Strawberry Muffins image

Provided by Ina Garten

Categories     side-dish

Time 40m

Yield 16 to 18 mufins

Number Of Ingredients 10

3 cups all-purpose flour
1 tablespoon baking powder
1/2 teaspoon baking soda
1/2 teaspoon kosher salt
1 1/2 tablespoons ground cinnamon
1 1/4 cups milk
2 extra-large eggs, lightly beaten
1/2 pound (2 sticks) unsalted butter, melted
2 cups diced fresh strawberries
1 1/2 cups sugar

Steps:

  • Preheat the oven to 375 degrees. Line muffin tins with paper liners.
  • Sift the flour, baking powder, baking soda, salt, and cinnamon together in a large bowl. Stir with your hand to be sure the ingredients are combined. In a 2-cup glass measure, combine the milk, eggs, and melted butter. Make a well in the middle of the dry mixture, pour the wet mixture into the well, and stir until just combined.
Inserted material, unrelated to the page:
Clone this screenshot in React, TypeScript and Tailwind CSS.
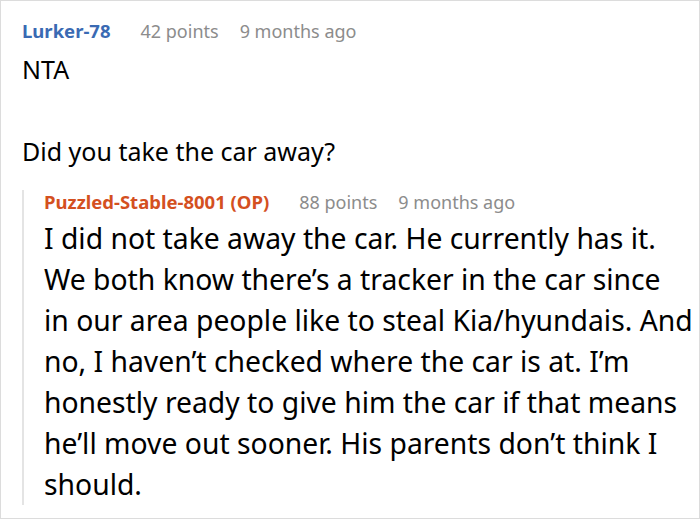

There will be some lumps but don't overmix the batter! Add the strawberries and sugar and stir gently to combine.
  • Using a 2 1/4-inch ice cream scoop, spoon the batter into the muffin cups to fill the liners. Bake for 20 to 25 minutes, until a cake tester comes out clean and the tops are nicely browned.